Every line below should be repeated exactly.

• • • • • • •

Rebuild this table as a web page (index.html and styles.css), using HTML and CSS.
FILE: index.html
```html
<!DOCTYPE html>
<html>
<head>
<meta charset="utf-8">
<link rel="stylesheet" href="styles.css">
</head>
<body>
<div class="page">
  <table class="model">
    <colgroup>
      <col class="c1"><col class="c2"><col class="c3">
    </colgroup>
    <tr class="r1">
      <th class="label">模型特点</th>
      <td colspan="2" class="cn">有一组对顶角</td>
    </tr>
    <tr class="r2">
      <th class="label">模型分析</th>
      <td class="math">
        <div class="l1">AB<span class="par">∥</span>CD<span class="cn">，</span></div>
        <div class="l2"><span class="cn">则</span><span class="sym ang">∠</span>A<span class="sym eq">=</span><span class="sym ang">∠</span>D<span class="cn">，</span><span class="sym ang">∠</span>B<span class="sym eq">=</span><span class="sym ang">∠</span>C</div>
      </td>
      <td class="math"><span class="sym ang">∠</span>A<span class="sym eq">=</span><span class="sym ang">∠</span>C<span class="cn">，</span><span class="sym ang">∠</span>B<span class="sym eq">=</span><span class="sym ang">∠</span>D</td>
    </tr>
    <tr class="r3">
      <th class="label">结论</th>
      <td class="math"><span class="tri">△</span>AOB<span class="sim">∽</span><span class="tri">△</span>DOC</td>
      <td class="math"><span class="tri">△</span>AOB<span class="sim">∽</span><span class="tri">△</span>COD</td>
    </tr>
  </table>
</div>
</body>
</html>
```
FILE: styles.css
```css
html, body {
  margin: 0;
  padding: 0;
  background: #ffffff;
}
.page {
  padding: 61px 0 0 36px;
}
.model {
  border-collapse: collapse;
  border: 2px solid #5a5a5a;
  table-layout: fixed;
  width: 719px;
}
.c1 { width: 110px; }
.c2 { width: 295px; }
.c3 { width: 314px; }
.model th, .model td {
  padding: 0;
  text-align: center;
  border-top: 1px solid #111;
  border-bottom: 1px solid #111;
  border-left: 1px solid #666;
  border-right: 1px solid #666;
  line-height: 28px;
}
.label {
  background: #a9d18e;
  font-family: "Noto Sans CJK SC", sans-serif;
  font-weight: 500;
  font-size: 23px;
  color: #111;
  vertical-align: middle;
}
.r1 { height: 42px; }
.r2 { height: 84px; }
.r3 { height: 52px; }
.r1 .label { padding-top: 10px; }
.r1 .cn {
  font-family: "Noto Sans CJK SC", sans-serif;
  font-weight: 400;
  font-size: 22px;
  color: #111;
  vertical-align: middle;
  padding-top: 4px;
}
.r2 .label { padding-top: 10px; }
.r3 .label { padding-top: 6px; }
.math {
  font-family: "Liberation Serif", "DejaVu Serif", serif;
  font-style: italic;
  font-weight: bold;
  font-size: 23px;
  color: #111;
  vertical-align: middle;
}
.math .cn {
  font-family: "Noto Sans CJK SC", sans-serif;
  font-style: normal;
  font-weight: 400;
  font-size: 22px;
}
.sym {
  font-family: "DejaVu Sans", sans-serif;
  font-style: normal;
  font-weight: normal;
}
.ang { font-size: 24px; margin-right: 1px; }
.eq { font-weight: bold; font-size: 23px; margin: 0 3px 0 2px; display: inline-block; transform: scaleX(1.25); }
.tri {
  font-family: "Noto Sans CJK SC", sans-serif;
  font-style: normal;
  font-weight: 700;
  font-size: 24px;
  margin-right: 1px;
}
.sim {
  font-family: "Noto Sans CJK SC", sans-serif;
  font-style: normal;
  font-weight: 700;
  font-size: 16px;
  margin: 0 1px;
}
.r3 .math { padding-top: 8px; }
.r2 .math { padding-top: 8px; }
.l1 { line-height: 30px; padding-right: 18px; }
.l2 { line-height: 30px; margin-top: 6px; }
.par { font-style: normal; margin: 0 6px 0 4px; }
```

• • • • • • •

FULL SOLUTION:
Rebuild this table as a web page (index.html and styles.css), using HTML and CSS.
FILE: index.html
```html
<!DOCTYPE html>
<html>
<head>
<meta charset="utf-8">
<link rel="stylesheet" href="styles.css">
</head>
<body>
<div class="page">
  <table class="model">
    <colgroup>
      <col class="c1"><col class="c2"><col class="c3">
    </colgroup>
    <tr class="r1">
      <th class="label">模型特点</th>
      <td colspan="2" class="cn">有一组对顶角</td>
    </tr>
    <tr class="r2">
      <th class="label">模型分析</th>
      <td class="math">
        <div class="l1">AB<span class="par">∥</span>CD<span class="cn">，</span></div>
        <div class="l2"><span class="cn">则</span><span class="sym ang">∠</span>A<span class="sym eq">=</span><span class="sym ang">∠</span>D<span class="cn">，</span><span class="sym ang">∠</span>B<span class="sym eq">=</span><span class="sym ang">∠</span>C</div>
      </td>
      <td class="math"><span class="sym ang">∠</span>A<span class="sym eq">=</span><span class="sym ang">∠</span>C<span class="cn">，</span><span class="sym ang">∠</span>B<span class="sym eq">=</span><span class="sym ang">∠</span>D</td>
    </tr>
    <tr class="r3">
      <th class="label">结论</th>
      <td class="math"><span class="tri">△</span>AOB<span class="sim">∽</span><span class="tri">△</span>DOC</td>
      <td class="math"><span class="tri">△</span>AOB<span class="sim">∽</span><span class="tri">△</span>COD</td>
    </tr>
  </table>
</div>
</body>
</html>
```
FILE: styles.css
```css
html, body {
  margin: 0;
  padding: 0;
  background: #ffffff;
}
.page {
  padding: 61px 0 0 36px;
}
.model {
  border-collapse: collapse;
  border: 2px solid #5a5a5a;
  table-layout: fixed;
  width: 719px;
}
.c1 { width: 110px; }
.c2 { width: 295px; }
.c3 { width: 314px; }
.model th, .model td {
  padding: 0;
  text-align: center;
  border-top: 1px solid #111;
  border-bottom: 1px solid #111;
  border-left: 1px solid #666;
  border-right: 1px solid #666;
  line-height: 28px;
}
.label {
  background: #a9d18e;
  font-family: "Noto Sans CJK SC", sans-serif;
  font-weight: 500;
  font-size: 23px;
  color: #111;
  vertical-align: middle;
}
.r1 { height: 42px; }
.r2 { height: 84px; }
.r3 { height: 52px; }
.r1 .label { padding-top: 10px; }
.r1 .cn {
  font-family: "Noto Sans CJK SC", sans-serif;
  font-weight: 400;
  font-size: 22px;
  color: #111;
  vertical-align: middle;
  padding-top: 4px;
}
.r2 .label { padding-top: 10px; }
.r3 .label { padding-top: 6px; }
.math {
  font-family: "Liberation Serif", "DejaVu Serif", serif;
  font-style: italic;
  font-weight: bold;
  font-size: 23px;
  color: #111;
  vertical-align: middle;
}
.math .cn {
  font-family: "Noto Sans CJK SC", sans-serif;
  font-style: normal;
  font-weight: 400;
  font-size: 22px;
}
.sym {
  font-family: "DejaVu Sans", sans-serif;
  font-style: normal;
  font-weight: normal;
}
.ang { font-size: 24px; margin-right: 1px; }
.eq { font-weight: bold; font-size: 23px; margin: 0 3px 0 2px; display: inline-block; transform: scaleX(1.25); }
.tri {
  font-family: "Noto Sans CJK SC", sans-serif;
  font-style: normal;
  font-weight: 700;
  font-size: 24px;
  margin-right: 1px;
}
.sim {
  font-family: "Noto Sans CJK SC", sans-serif;
  font-style: normal;
  font-weight: 700;
  font-size: 16px;
  margin: 0 1px;
}
.r3 .math { padding-top: 8px; }
.r2 .math { padding-top: 8px; }
.l1 { line-height: 30px; padding-right: 18px; }
.l2 { line-height: 30px; margin-top: 6px; }
.par { font-style: normal; margin: 0 6px 0 4px; }
```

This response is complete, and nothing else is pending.